Et, pour le moment, elle n’en avait visiblement rien à faire.
— Par certains côtés, elle a le comportement d’un bébé de six mois, dit Felicity à Mitch tandis qu’il transportait les bagages de la Toyota à la caravane. Elle semble déjà capable de se concentrer, de reconnaître des visages… des voix…
Elle laissa sa phrase inachevée, comme si elle ne souhaitait pas évoquer la seule différence notable entre Stella et les autres nouveau-nés.
— Elle n’a pas reparlé, fit remarquer Mitch.
Felicity lui tint la porte ouverte.
— Peut-être qu’on a mal entendu, suggéra-t-elle.
Kaye coucha le bébé endormi dans le petit berceau, qu’elle avait placé dans un coin du séjour. Elle le recouvrit d’une couverture légère et se redressa en gémissant.
— Nous avons bien entendu, dit-elle.
Elle s’approcha de Mitch et lui arracha une portion de masque.
— Aïe ! Il est encore trop tôt.
— Écoute, expliqua Kaye, soudain toute de rigueur scientifique. Nous avons des mélanophores. Elle a des mélanophores. La plupart des nouveaux parents, sinon tous, vont aussi en avoir. Et nos langues… Connectées à quelque chose de nouveau dans notre cerveau. (Elle se tapota la tempe.) Nous sommes équipés pour nous occuper d’elle, comme ses égaux, ou presque.

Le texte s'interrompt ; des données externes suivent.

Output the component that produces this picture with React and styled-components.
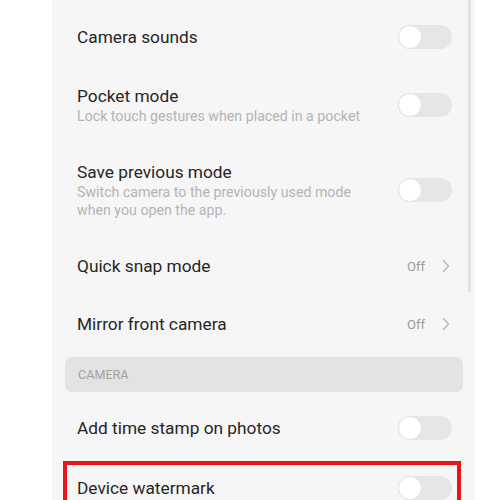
import styled, { createGlobalStyle } from 'styled-components';

const GlobalStyle = createGlobalStyle`
  html, body {
    margin: 0;
    padding: 0;
    background: #ffffff;
    font-family: Roboto, "Noto Sans", sans-serif;
  }
`;

const Toggle = () => (
  <Track>
    <Knob />
  </Track>
);

const Chevron = () => (
  <svg width="8" height="14" viewBox="0 0 8 14" fill="none">
    <path d="M1.5 1.5 L6.5 7 L1.5 12.5" stroke="#b8b8b8" strokeWidth="1.4" strokeLinecap="round" strokeLinejoin="round" />
  </svg>
);

const SettingRow = ({ title, subtitle, value, toggle }) => (
  <Row>
    <Texts>
      <Title>{title}</Title>
      {subtitle && <Subtitle>{subtitle}</Subtitle>}
    </Texts>
    {toggle && <Toggle />}
    {value && (
      <Value>
        <span>{value}</span>
        <Chevron />
      </Value>
    )}
  </Row>
);

export default function App() {
  return (
    <>
      <GlobalStyle />
      <Page>
        <Panel>
          <Scrollbar />
          <SettingRow title="Camera sounds" toggle />
          <SettingRow title="Pocket mode" subtitle="Lock touch gestures when placed in a pocket" toggle />
          <SettingRow
            title="Save previous mode"
            subtitle={<>Switch camera to the previously used mode<br />when you open the app.</>}
            toggle
          />
          <SettingRow title="Quick snap mode" value="Off" />
          <SettingRow title="Mirror front camera" value="Off" />
          <SectionHeader>CAMERA</SectionHeader>
          <SettingRow title="Add time stamp on photos" toggle />
          <Highlighted>
            <SettingRow title="Device watermark" toggle />
            <RedBox />
          </Highlighted>
        </Panel>
      </Page>
    </>
  );
}

const Page = styled.div`
  width: 500px;
  height: 500px;
  overflow: hidden;
  background: #ffffff;
`;

const Panel = styled.div`
  position: relative;
  margin-left: 52px;
  width: 423px;
  height: 500px;
  padding-top: 7px;
  box-sizing: border-box;
  background: #f6f6f6;
  display: flex;
  flex-direction: column;
  overflow: hidden;
`;

const Scrollbar = styled.div`
  position: absolute;
  top: 0;
  right: 4px;
  width: 3px;
  height: 292px;
  background: #e1e1e1;
`;

const Row = styled.div`
  display: flex;
  align-items: center;
  justify-content: space-between;
  flex-shrink: 0;
  min-height: 58px;
  box-sizing: border-box;
  padding: 18px 23px 18px 25px;
`;

const Texts = styled.div`
  display: flex;
  flex-direction: column;
`;

const Title = styled.div`
  font-size: 17.3px;
  line-height: 22px;
  color: #262626;
`;

const Subtitle = styled.div`
  font-size: 14.2px;
  line-height: 18px;
  color: #b4b4b4;
`;

const Track = styled.div`
  position: relative;
  width: 54px;
  height: 24px;
  border-radius: 12px;
  background: #e6e6e6;
  flex-shrink: 0;
`;

const Knob = styled.div`
  position: absolute;
  left: 0;
  top: 0;
  width: 24px;
  height: 24px;
  border-radius: 50%;
  background: #ffffff;
  box-sizing: border-box;
  border: 1px solid #e2e2e2;
`;

const Value = styled.div`
  display: flex;
  align-items: center;
  gap: 17px;
  padding-right: 2px;
  font-size: 13px;
  color: #9a9a9a;
`;

const SectionHeader = styled.div`
  flex-shrink: 0;
  margin: 4px 12px 6px 13px;
  height: 35px;
  padding-left: 13px;
  display: flex;
  align-items: center;
  border-radius: 7px;
  background: #e3e3e3;
  font-size: 12.6px;
  color: #a2a2a2;
`;

const Highlighted = styled.div`
  position: relative;
  flex-shrink: 0;
`;

const RedBox = styled.div`
  position: absolute;
  left: 11px;
  right: 14px;
  top: 3px;
  bottom: -20px;
  border: 4px solid #e8151b;
  pointer-events: none;
`;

Felicity semblait stupéfaite de cette transition brutale de l’état d’accouchée à celui de scientifique objective. Kaye lui rendit son regard avec un sourire.
— Je n’ai pas passé ma grossesse à ruminer paisiblement. À en juger par ces nouveaux outils, notre fille va être une enfant difficile.
— Comment cela ? s’enquit Felicity.
— Parce que, dans certains domaines, elle ne va pas tarder à nous dépasser.
— Dans tous les domaines, peut-être, ajouta Mitch.
— Vous ne parlez pas littéralement, j’espère, dit Felicity. Déjà, elle ne savait pas marcher à la naissance. Quant à la couleur de sa peau – ces mélanophores, comme vous dites –, c’est peut-être…
Elle agita la main, incapable de formuler sa pensée.
— Ce n’est pas une simple question de couleur, dit Mitch. Je sens les miens.
— Moi aussi, reprit Kaye. Et ils changent. Imagine cette pauvre fille.
Elle jeta un coup d’œil à Mitch. Il acquiesça puis parla à Felicity des adolescents qu’ils avaient rencontrés en Virginie-Occidentale.
— Si j’appartenais à la Brigade, je mettrais en place un soutien psychiatrique pour les nouveaux parents dont les enfants sont morts, dit Kaye. Ils risquent d’avoir à faire un travail de deuil complètement nouveau.
— Comme s’ils avaient reçu le don des langues sans avoir personne à qui parler, renchérit Mitch.
Felicity inspira à fond et porta une main à son front.
— Ça fait vingt-deux ans que je pratique la pédiatrie. À présent, j’ai l’impression que je devrais m’enfuir pour aller me cacher dans la forêt.